# Fast non-linear gravity inversion in spherical coordinates with application to the South American Moho

## Citation

Uieda, L., and V. C. F. Barbosa (2017), Fast nonlinear gravity inversion in spherical coordinates with application to the South American Moho, Geophys. J. Int., 208(1), 162-176, doi:10.1093/gji/ggw390.

## Related research

### Theses

This paper describes a new gravity inversion method to estimate the depth of the crust-mantle interface (the Moho). The inversion uses a spherical Earth approximation by discretizing the Earth into tesseroids (spherical prisms). The forward modeling method used is described in the paper Tesseroids: forward modeling gravitational fields in spherical coordinates. We applied the inversion to estimate the Moho depth for South America.

The main result from this publication is the gravity-derived Moho depth model for South America and the differences between it and seismological estimates of Assumpção et al. (2013). These differences allow us to know where the gravity-derived model can be trusted and where there might be unaccounted sources in the gravity data.
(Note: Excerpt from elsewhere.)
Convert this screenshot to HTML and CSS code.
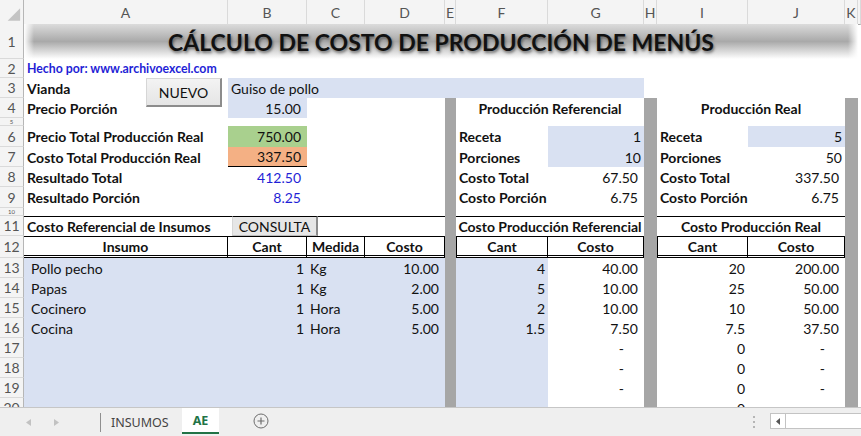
FILE: index.html
```html
<!DOCTYPE html>
<html lang="es">
<head>
  <meta charset="UTF-8">
  <title>Cálculo de costo de producción de menús</title>
  <link rel="stylesheet" href="styles.css">
</head>
<body>

  <div class="sheet">
    <!-- Cabecera de columnas -->
    <div class="row h24 colhead">
      <div class="corner"><svg width="24" height="24" viewBox="0 0 24 24"><polygon points="21,8 21,21 8,21" fill="#c4c4c4"/></svg></div>
      <div>A</div><div>B</div><div>C</div><div>D</div><div>E</div><div>F</div>
      <div>G</div><div>H</div><div>I</div><div>J</div><div>K</div><div></div>
    </div>

    <div class="row h35">
      <div class="rh">1</div>
      <div class="title">CÁLCULO DE COSTO DE PRODUCCIÓN DE MENÚS</div>
    </div>

    <div class="row h19">
      <div class="rh">2</div>
      <div class="cA w3 l credit">Hecho por: www.archivoexcel.com</div>
    </div>

    <div class="row h20">
      <div class="rh">3</div>
      <div class="cA l b">Vianda</div>
      <div class="cB w6 l fill">Guiso de pollo</div>
    </div>

    <div class="row h20">
      <div class="rh">4</div>
      <div class="cA l b">Precio Porción</div>
      <div class="cB acc fill">15.00</div>
      <div class="cE sep"></div>
      <div class="cF w2 c b">Producción Referencial</div>
      <div class="cH sep"></div>
      <div class="cI w2 c b">Producción Real</div>
      <div class="cK sep"></div>
    </div>

    <div class="row h8">
      <div class="rh short">5</div>
      <div class="cE sep"></div><div class="cH sep"></div><div class="cK sep"></div>
    </div>

    <div class="row h21">
      <div class="rh">6</div>
      <div class="cA l b">Precio Total Producción Real</div>
      <div class="cB acc green">750.00</div>
      <div class="cE sep"></div>
      <div class="cF l b">Receta</div>
      <div class="cG r fill">1</div>
      <div class="cH sep"></div>
      <div class="cI l b">Receta</div>
      <div class="cJ r fill">5</div>
      <div class="cK sep"></div>
    </div>

    <div class="row h20">
      <div class="rh">7</div>
      <div class="cA l b">Costo Total Producción Real</div>
      <div class="cB acc orange underline">337.50</div>
      <div class="cE sep"></div>
      <div class="cF l b">Porciones</div>
      <div class="cG r fill">10</div>
      <div class="cH sep"></div>
      <div class="cI l b">Porciones</div>
      <div class="cJ r">50</div>
      <div class="cK sep"></div>
    </div>

    <div class="row h20">
      <div class="rh">8</div>
      <div class="cA l b">Resultado Total</div>
      <div class="cB acc result">412.50</div>
      <div class="cE sep"></div>
      <div class="cF l b">Costo Total</div>
      <div class="cG acc">67.50</div>
      <div class="cH sep"></div>
      <div class="cI l b">Costo Total</div>
      <div class="cJ acc">337.50</div>
      <div class="cK sep"></div>
    </div>

    <div class="row h21">
      <div class="rh">9</div>
      <div class="cA l b">Resultado Porción</div>
      <div class="cB acc result">8.25</div>
      <div class="cE sep"></div>
      <div class="cF l b">Costo Porción</div>
      <div class="cG acc">6.75</div>
      <div class="cH sep"></div>
      <div class="cI l b">Costo Porción</div>
      <div class="cJ acc">6.75</div>
      <div class="cK sep"></div>
    </div>

    <div class="row h8">
      <div class="rh short">10</div>
      <div class="cE sep"></div><div class="cH sep"></div><div class="cK sep"></div>
    </div>

    <div class="row h20">
      <div class="rh">11</div>
      <div class="cA w4 l b top">Costo Referencial de Insumos</div>
      <div class="cE sep"></div>
      <div class="cF w2 c b top">Costo Producción Referencial</div>
      <div class="cH sep"></div>
      <div class="cI w2 c b top">Costo Producción Real</div>
      <div class="cK sep"></div>
    </div>

    <div class="row h22">
      <div class="rh">12</div>
      <div class="cA th">Insumo</div>
      <div class="cB th">Cant</div>
      <div class="cC th">Medida</div>
      <div class="cD th">Costo</div>
      <div class="cE sep"></div>
      <div class="cF th first">Cant</div>
      <div class="cG th">Costo</div>
      <div class="cH sep"></div>
      <div class="cI th first">Cant</div>
      <div class="cJ th">Costo</div>
      <div class="cK sep"></div>
    </div>

    <div class="row h20">
      <div class="rh">13</div>
      <div class="cA in fill">Pollo pecho</div>
      <div class="cB r fill">1</div>
      <div class="cC l fill">Kg</div>
      <div class="cD acc fill">10.00</div>
      <div class="cE sep"></div>
      <div class="cF r fill">4</div>
      <div class="cG acc">40.00</div>
      <div class="cH sep"></div>
      <div class="cI r">20</div>
      <div class="cJ acc">200.00</div>
      <div class="cK sep"></div>
    </div>

    <div class="row h20">
      <div class="rh">14</div>
      <div class="cA in fill">Papas</div>
      <div class="cB r fill">1</div>
      <div class="cC l fill">Kg</div>
      <div class="cD acc fill">2.00</div>
      <div class="cE sep"></div>
      <div class="cF r fill">5</div>
      <div class="cG acc">10.00</div>
      <div class="cH sep"></div>
      <div class="cI r">25</div>
      <div class="cJ acc">50.00</div>
      <div class="cK sep"></div>
    </div>

    <div class="row h20">
      <div class="rh">15</div>
      <div class="cA in fill">Cocinero</div>
      <div class="cB r fill">1</div>
      <div class="cC l fill">Hora</div>
      <div class="cD acc fill">5.00</div>
      <div class="cE sep"></div>
      <div class="cF r fill">2</div>
      <div class="cG acc">10.00</div>
      <div class="cH sep"></div>
      <div class="cI r">10</div>
      <div class="cJ acc">50.00</div>
      <div class="cK sep"></div>
    </div>

    <div class="row h20">
      <div class="rh">16</div>
      <div class="cA in fill">Cocina</div>
      <div class="cB r fill">1</div>
      <div class="cC l fill">Hora</div>
      <div class="cD acc fill">5.00</div>
      <div class="cE sep"></div>
      <div class="cF r fill">1.5</div>
      <div class="cG acc">7.50</div>
      <div class="cH sep"></div>
      <div class="cI r">7.5</div>
      <div class="cJ acc">37.50</div>
      <div class="cK sep"></div>
    </div>

    <div class="row h20">
      <div class="rh">17</div>
      <div class="cA w4 fill"></div>
      <div class="cE sep"></div>
      <div class="cF fill"></div>
      <div class="cG dash">-</div>
      <div class="cH sep"></div>
      <div class="cI r">0</div>
      <div class="cJ dash">-</div>
      <div class="cK sep"></div>
    </div>

    <div class="row h20">
      <div class="rh">18</div>
      <div class="cA w4 fill"></div>
      <div class="cE sep"></div>
      <div class="cF fill"></div>
      <div class="cG dash">-</div>
      <div class="cH sep"></div>
      <div class="cI r">0</div>
      <div class="cJ dash">-</div>
      <div class="cK sep"></div>
    </div>

    <div class="row h20">
      <div class="rh">19</div>
      <div class="cA w4 fill"></div>
      <div class="cE sep"></div>
      <div class="cF fill"></div>
      <div class="cG dash">-</div>
      <div class="cH sep"></div>
      <div class="cI r">0</div>
      <div class="cJ dash">-</div>
      <div class="cK sep"></div>
    </div>

    <!-- fila 20 cortada por la barra de hojas -->
    <div class="row cut">
      <div class="rh">20</div>
      <div class="cA w4 fill"></div>
      <div class="cE sep"></div>
      <div class="cF fill"></div>
      <div class="cH sep"></div>
      <div class="cI r">0</div>
      <div class="cK sep"></div>
    </div>

    <!-- Botones de formulario -->
    <div class="btn btn-nuevo">NUEVO</div>
    <div class="btn btn-consulta">CONSULTA</div>
  </div>

  <!-- Barra de hojas -->
  <div class="tabs">
    <div class="tab-nav">
      <svg width="5" height="7" viewBox="0 0 5 7"><polygon points="5,0 5,7 0,3.5" fill="#c2c2c2"/></svg>
      <svg width="5" height="7" viewBox="0 0 5 7"><polygon points="0,0 0,7 5,3.5" fill="#c2c2c2"/></svg>
    </div>
    <div class="tab-divider"></div>
    <div class="tab">INSUMOS</div>
    <div class="tab active">AE</div>
    <div class="tab-add">
      <svg width="16" height="16" viewBox="0 0 16 16">
        <circle cx="8" cy="8" r="7" fill="none" stroke="#6e6e6e" stroke-width="1"/>
        <path d="M8 4.5v7M4.5 8h7" stroke="#6e6e6e" stroke-width="1.2"/>
      </svg>
    </div>
    <div class="tab-space"></div>
    <div class="tab-grip"><span></span><span></span><span></span></div>
    <div class="hscroll">
      <div class="hscroll-btn"><svg width="4" height="7" viewBox="0 0 4 7"><polygon points="4,0 4,7 0,3.5" fill="#555"/></svg></div>
    </div>
  </div>

</body>
</html>
```

FILE: styles.css
```css
* {
  box-sizing: border-box;
}

html, body {
  margin: 0;
  padding: 0;
}

body {
  width: 861px;
  height: 436px;
  overflow: hidden;
  font-family: Lato, 'Liberation Sans', sans-serif;
  font-size: 14px;
  color: #111;
  background: #fff;
}

/* Hoja */
.sheet {
  position: relative;
  height: 407px;
  overflow: hidden;
}

.row {
  display: grid;
  grid-template-columns: 24px 204px 79px 58px 80px 11px 92px 96px 13px 91px 97px 13px 3px;
}

.row > div {
  display: flex;
  align-items: center;
  white-space: nowrap;
}

.h8 { height: 8px; }
.h19 { height: 19px; }
.h20 { height: 20px; }
.h21 { height: 21px; }
.h22 { height: 22px; }
.h24 { height: 24px; }
.h35 { height: 35px; }

.cut {
  height: 9px;
  overflow: hidden;
  grid-template-rows: 20px;
}

/* columnas */
.cA { grid-column: 2; }
.cB { grid-column: 3; }
.cC { grid-column: 4; }
.cD { grid-column: 5; }
.cE { grid-column: 6; }
.cF { grid-column: 7; }
.cG { grid-column: 8; }
.cH { grid-column: 9; }
.cI { grid-column: 10; }
.cJ { grid-column: 11; }
.cK { grid-column: 12; }

.w2 { grid-column-end: span 2; }
.w3 { grid-column-end: span 3; }
.w4 { grid-column-end: span 4; }
.w6 { grid-column-end: span 6; }

/* cabeceras */
.colhead > div {
  justify-content: center;
  background: #f4f4f4;
  color: #555;
  border-right: 1px solid #dadada;
  border-bottom: 1px solid #a9a9a9;
}

.colhead > .corner {
  padding: 0;
  border-right-color: #b6b6b6;
}

.rh {
  grid-column: 1;
  justify-content: center;
  background: #f4f4f4;
  color: #555;
  border-right: 1px solid #b6b6b6;
  border-bottom: 1px solid #dadada;
  overflow: hidden;
}

.row > .rh.short {
  font-size: 6px;
  line-height: 7px;
  overflow: visible;
}

/* titulo */
.row > .title {
  grid-column: 2 / 13;
  justify-content: center;
  font-size: 23px;
  font-weight: 700;
  color: #111;
  text-shadow: 1px 2px 3px rgba(0, 0, 0, 0.5);
  background:
    linear-gradient(to right, #fff, rgba(255, 255, 255, 0) 10px, rgba(255, 255, 255, 0) calc(100% - 10px), #fff),
    linear-gradient(#dcdcdc, #a9a9a9 50%, #fff);
}

/* celdas */
.l { padding-left: 3px; }
.in { padding-left: 7px; }
.row > .r { justify-content: flex-end; padding-right: 3px; }
.row > .acc { justify-content: flex-end; padding-right: 6px; }
.row > .dash { justify-content: flex-end; padding-right: 20px; }
.row > .c { justify-content: center; }
.b { font-weight: 700; }

.credit {
  font-size: 12.3px;
  font-weight: 700;
  color: #1f1fd6;
}

.result { color: #1f1fd6; }

.fill { background: #d9e1f2; }
.green { background: #a9d08e; }
.orange { background: #f4b084; }
.underline { border-bottom: 1px solid #000; }
.top { border-top: 1px solid #000; }

.sep { background: #a6a6a6; }

.row > .th {
  justify-content: center;
  font-weight: 700;
  border-top: 1px solid #000;
  border-right: 1px solid #000;
  border-bottom: 3px double #000;
}

.th.first { border-left: 1px solid #000; }

/* botones de formulario (flotan sobre las celdas) */
.btn {
  position: absolute;
  display: flex;
  align-items: center;
  justify-content: center;
  font-size: 14px;
  color: #111;
  background: linear-gradient(#f3f3f3, #e5e5e5);
  border: 1px solid #d6d6d6;
  border-right: 2px solid #8c8c8c;
  border-bottom: 2px solid #8c8c8c;
}

.btn-nuevo {
  left: 146px;
  top: 78px;
  width: 76px;
  height: 29px;
}

.btn-consulta {
  left: 232px;
  top: 216px;
  width: 86px;
  height: 20px;
  background: #e6e6e6;
  border-top-color: #000;
  border-bottom: 1px solid #bdbdbd;
}

/* Barra de hojas */
.tabs {
  height: 29px;
  display: flex;
  background: #efefef;
  border-top: 1px solid #c6c6c6;
  font-family: 'Noto Sans', 'Open Sans', sans-serif;
  font-size: 12.5px;
  color: #444;
}

.tab-nav {
  width: 100px;
  display: flex;
  align-items: center;
  gap: 23px;
  padding-left: 26px;
}

.tab-divider {
  width: 1px;
  margin: 5px 0 4px;
  background: #8f8f8f;
}

.tab {
  display: flex;
  align-items: center;
  padding: 0 10px;
}

.tab.active {
  margin-left: 3px;
  padding: 0 11px;
  height: 26px;
  background: #fff;
  color: #217346;
  font-weight: 700;
  border-bottom: 2px solid #217346;
}

.tab-add {
  display: flex;
  align-items: center;
  margin-left: 34px;
  padding-bottom: 2px;
}

.tab-space {
  flex: 1;
}

.tab-grip {
  display: flex;
  flex-direction: column;
  justify-content: center;
  gap: 3px;
  margin-right: 15px;
}

.tab-grip span {
  width: 2px;
  height: 2px;
  background: #b5b5b5;
}

.hscroll {
  width: 91px;
  height: 16px;
  margin-top: 5px;
  background: #fff;
  border: 1px solid #c3c3c3;
  border-right: 0;
}

.hscroll-btn {
  width: 15px;
  height: 100%;
  display: flex;
  align-items: center;
  justify-content: center;
  border-right: 1px solid #c3c3c3;
}
```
You can download the model results, source code, and input data from doi:10.6084/m9.figshare.3987267

Figure caption: Dotted lines represent the boundaries between major geologic provinces. AD: Andean Province, AFB: Andean foreland basins, AM: Amazonas Basin, BR: Brazilian Shield, BO: Borborema province, CH: Chaco Basin, GB: Guyana Basin, GU: Guyana Shield, PB: Parnaíba Basin, PC: Parecis Basin, PR: Paraná Basin, PT: Patagonia province, SF: São Francisco Craton, SM: Solimões Basin. Solid orange lines mark the limits of the main lithospheric plates. AF: Africa Plate, AN: Antarctica Plate, CA: Caribbean Plate, CO: Cocos Plate, SA: South America Plate, SC: Scotia Plate, NZ: Nazca Plate. The solid light grey line is the 35 km Moho depth contour.

## Open-source implementation

You'll find the source code, input data, and instructions to produce the results from the paper on the Github repository. There should be enough information for you to produce all figures of the paper.
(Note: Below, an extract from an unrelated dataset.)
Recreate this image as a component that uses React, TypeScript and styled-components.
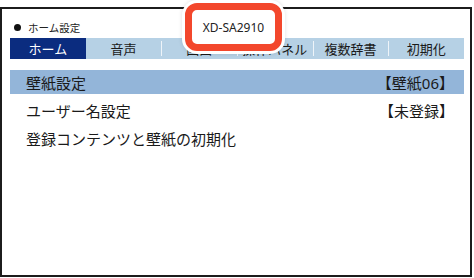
import React from 'react';
import styled, { createGlobalStyle } from 'styled-components';

const GlobalStyle = createGlobalStyle`
  html, body {
    margin: 0;
    padding: 0;
    background: #ffffff;
  }
  body {
    font-family: "Noto Sans", "Noto Sans CJK JP", sans-serif;
    color: #1a1a1a;
  }
`;

const Screen = styled.div`
  position: relative;
  box-sizing: border-box;
  margin-top: 7px;
  width: 472px;
  height: 270px;
  border: 2px solid #1c1c1c;
  padding: 0 6px 0 8px;
  background: #fff;
`;

const Header = styled.div`
  box-sizing: border-box;
  height: 29px;
  padding: 8px 0 0 4px;
  display: flex;
  align-items: center;
  gap: 7px;
  font-size: 10.5px;
  color: #222;
`;

const Bullet = styled.span`
  width: 7px;
  height: 7px;
  border-radius: 50%;
  background: #111;
`;

const TabBar = styled.div`
  display: grid;
  grid-template-columns: repeat(6, 1fr);
  height: 21px;
  background: #b6d1e5;
`;

const Tab = styled.div<{ $active?: boolean; $sep?: boolean }>`
  position: relative;
  display: flex;
  align-items: center;
  justify-content: center;
  font-size: 13px;
  color: ${p => (p.$active ? '#ffffff' : '#1a1a1a')};
  background: ${p => (p.$active ? '#0b2c7f' : 'transparent')};
  white-space: nowrap;

  &::before {
    content: '';
    display: ${p => (p.$sep ? 'block' : 'none')};
    position: absolute;
    left: 0;
    top: 3px;
    bottom: 3px;
    width: 1px;
    background: #eef4f9;
  }
`;

const List = styled.div`
  margin-top: 11px;
  display: flex;
  flex-direction: column;
  gap: 4px;
`;

const Row = styled.div<{ $selected?: boolean }>`
  height: 24px;
  display: flex;
  align-items: center;
  justify-content: space-between;
  padding: 0 10px 0 16px;
  font-size: 15px;
  color: #1a1a1a;
  background: ${p => (p.$selected ? '#93b5d9' : 'transparent')};
`;

const Callout = styled.div`
  position: absolute;
  left: 183px;
  top: -6px;
  box-sizing: border-box;
  width: 97px;
  height: 48px;
  border: 7px solid #f3472c;
  border-radius: 12px;
  background: #fff;
  box-shadow: 0 0 0 3px #ffffff, 0 0 4px 3px rgba(0, 0, 0, 0.12);
  display: flex;
  align-items: center;
  justify-content: center;
  font-size: 12px;
  color: #222;
`;

const tabs = ['ホーム', '音声', '画面', '操作パネル', '複数辞書', '初期化'];

const rows = [
  { label: '壁紙設定', value: '【壁紙06】' },
  { label: 'ユーザー名設定', value: '【未登録】' },
  { label: '登録コンテンツと壁紙の初期化', value: '' },
];

export default function App() {
  return (
    <>
      <GlobalStyle />
      <Screen>
        <Header>
          <Bullet />
          ホーム設定
        </Header>
        <TabBar>
          {tabs.map((t, i) => (
            <Tab key={t} $active={i === 0} $sep={i > 1}>
              {t}
            </Tab>
          ))}
        </TabBar>
        <List>
          {rows.map((r, i) => (
            <Row key={r.label} $selected={i === 0}>
              <span>{r.label}</span>
              <span>{r.value}</span>
            </Row>
          ))}
        </List>
        <Callout>XD-SA2910</Callout>
      </Screen>
    </>
  );
}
## Running the code online

You can run the Jupyter notebooks online without installing anything thanks to the awesome free Binder web service. Follow the link below and open any notebook in the code folder. Beware that the CRUST1.0 synthetic and the South American Moho results will take hours or days to run.

mybinder.org/repo/pinga-lab/paper-moho-inversion-tesseroids

## Abstract

Estimating the relief of the Moho from gravity data is a computationally intensive non-linear inverse problem. What is more, the modeling must take the Earths curvature into account when the study area is of regional scale or greater. We present a regularized non-linear gravity inversion method that has a low computational footprint and employs a spherical Earth approximation. To achieve this, we combine the highly efficient Bott's method with smoothness regularization and a discretization of the anomalous Moho into tesseroids (spherical prisms). The computational efficiency of our method is attained by harnessing the fact that all matrices involved are sparse. The inversion results are controlled by three hyper-parameters: the regularization parameter, the anomalous Moho density-contrast, and the reference Moho depth. We estimate the regularization parameter using the method of hold-out cross-validation. Additionally, we estimate the density-contrast and the reference depth using knowledge of the Moho depth at certain points. We apply the proposed method to estimate the Moho depth for the South American continent using satellite gravity data and seismological data. The final Moho model is in accordance with previous gravity-derived models and seismological data. The misfit to the gravity and seismological data is worse in the Andes and best in oceanic areas, central Brazil and Patagonia, and along the Atlantic coast. Similarly to previous results, the model suggests a thinner crust of 30-35 km under the Andean foreland basins. Discrepancies with the seismological data are greatest in the Guyana Shield, the central Solimões and Amazonas Basins, the Paraná Basin, and the Borborema province. These differences suggest the existence of crustal or mantle density anomalies that were unaccounted for during gravity data processing.